Right now each Task we submit is a single call to collatz(i). So we have N-tasks, each only a single item/call. We can do better, by chunking the total range of the passed in iter into batches.

Before we had tasks like: [1, 2, 3, 4, 5, 6, …]

But now we can reduce the total amount of tasks by batching these together: [[1, 2, 3], [4, 5, 6] , …].

With this, the worker-threads need to only lock the queue-lock once for each task, covering multiple iterations at once. This is actually quite easy to do for our implementation, by bringing in the itertools-crate and using the .chunks() trait:

pub fn submit_iter<F: Fn(T) + Send + Sync + 'static, T: Send + 'static>(
    &self,
    func: Arc<F>,
    iter: impl IntoIterator<Item = T>,
    chunk_size: usize,
) {
    let mut queue = self.queue.lock().unwrap();
    for chunk in &iter.into_iter().chunks(chunk_size) { // chunk iter
        let func = Arc::clone(&func);
        let batch: Vec<T> = chunk.collect();
        queue.push(Task {
            func: Box::new(move || {
                for item in batch {
                    func(item);
                }
            }),
        });
    }
}

(We could’ve done the chunking ourselves, but this makes the code a lot cleaner)

Finally we are getting somewhere!

Might be obvious in retrospect, but minimizing the amount of tasks reduces the overhead quite drastically.

So now what is left ?

Looking at the code we have a quite ugly part when it comes to trying to acquire the lock, specifically:

// if we got a task, execute it
if let some(task) = task { 
    // ...
} else {
    // no task, sleep a bit with exponential backoff (so we dont block the mutex too much)
    thread::sleep(std::time::duration::from_nanos(1 << sleep_counter));
    sleep_counter += 1;
}

(The same mechanism is also present in Pool::join_all()) We are potentially sleeping quite along time before trying to reacquire the lock, the original reason we have this is to prevent CPU's just spamming the mutex. But this can cause us to sleep longer than required, wasting precious time.

But maybe we can do something smarter to get closer to that gray line ?

Condvars

Condition-Variables (in Rust accessible via use std::sync::Condvar) are a mechanism that allows us to put a thread to sleep, and then wake it up without any active checking on that threads part. Essentially the thread gets woken up automatically.

We can use this for multiple aspects of our implementation:

(In the worker-thread) When waiting to acquire the queue-lock to check for new work.
(In the main-thread) When waiting for the worker-threads to be done with their work.
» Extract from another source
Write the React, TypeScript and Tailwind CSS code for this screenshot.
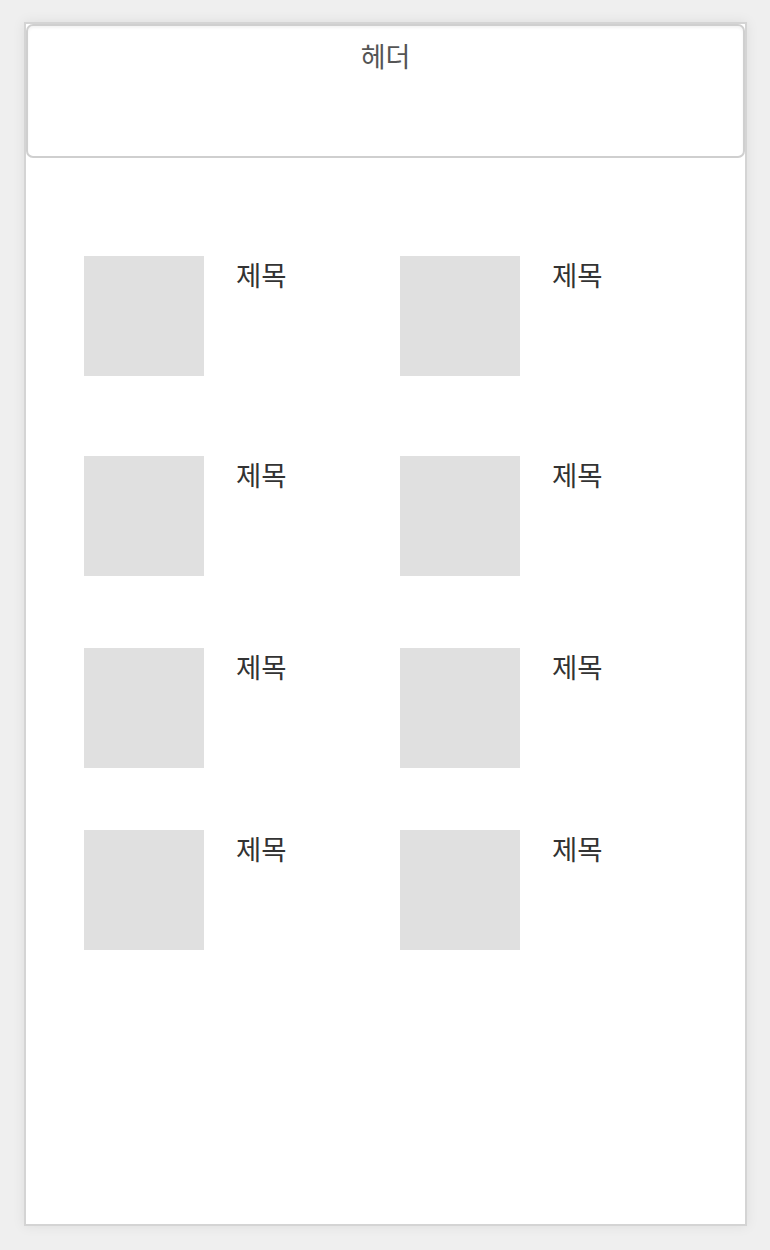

For the first part, we can simply add a cond-var that notifies the listeners that new work is available (instead of the thread::sleep(...)):

pub fn submit_iter<F: Fn(T) + Send + Sync + 'static, T: Send + 'static>(
    &self,
    func: Arc<F>,
    iter: impl IntoIterator<Item = T>,
    chunk_size: usize,
) {
    let mut queue = self.queue.lock().unwrap();
    for chunk in &iter.into_iter().chunks(chunk_size) {
      // same content
    }
    // Notify waiting threads that there is work ready
    self.work_condvar.notify_all();
}

And we then need to change our worker-loop to use this work_condvar instead of sleeping:

let work_condvar = Arc::new(Condvar::new());

// the worker-loop:
loop {
    let mut guard = queue.lock().unwrap();
  
    while guard.is_empty() && !done.load(Ordering::Acquire) {
        // if we can't get the lock, we register our guard to be tracked by the work_condvar
        guard = work_condvar.wait(guard).unwrap();
        // once we get notified that work is available, we try to acquire the guard again
    }
   // rest  of the loop is mostly the same
   // ..
}

This removes over-eager waiting, or extra work done to check mutex-locking.

The second part we can use condvars for is the Pool::join_all(). For this we introduce a second condvar for notifying the main-thread that all threads are done. We also need to keep track of the amount of

pub fn join_all(self) {
    // Signal shutdown
    self.done.store(true, Ordering::Release);
    self.work_condvar.notify_all(); // to make sure that we don't have any worker-threads stuck at their while-loop

    // wait for all work to complete (queue empty + no executing tasks)
    let mut guard = self.queue.lock().unwrap();
  
    while !guard.is_empty() || self.executing.load(Ordering::Acquire) > 0 {
        // main thread keeps waiting for completion signal
        guard = self.completion_condvar.wait(guard).unwrap();
    }
    drop(guard);

    // finally, join the threads
    for thread in self.threads.into_iter() {
        thread.join().unwrap();
    }
}

With this, we have no more explicit sleeping, and all the wake-up calls are handled by the OS. What does this do to our performance? Let’s see:

(For this we only plot our last two implementations, and the C++ reference)

Success! But we can do even better, in the future i hope we'll get to explore some more optimizations, and maybe even play around with some lock-free data-structures. But that's for another day, right now we have a nice baseline to work with.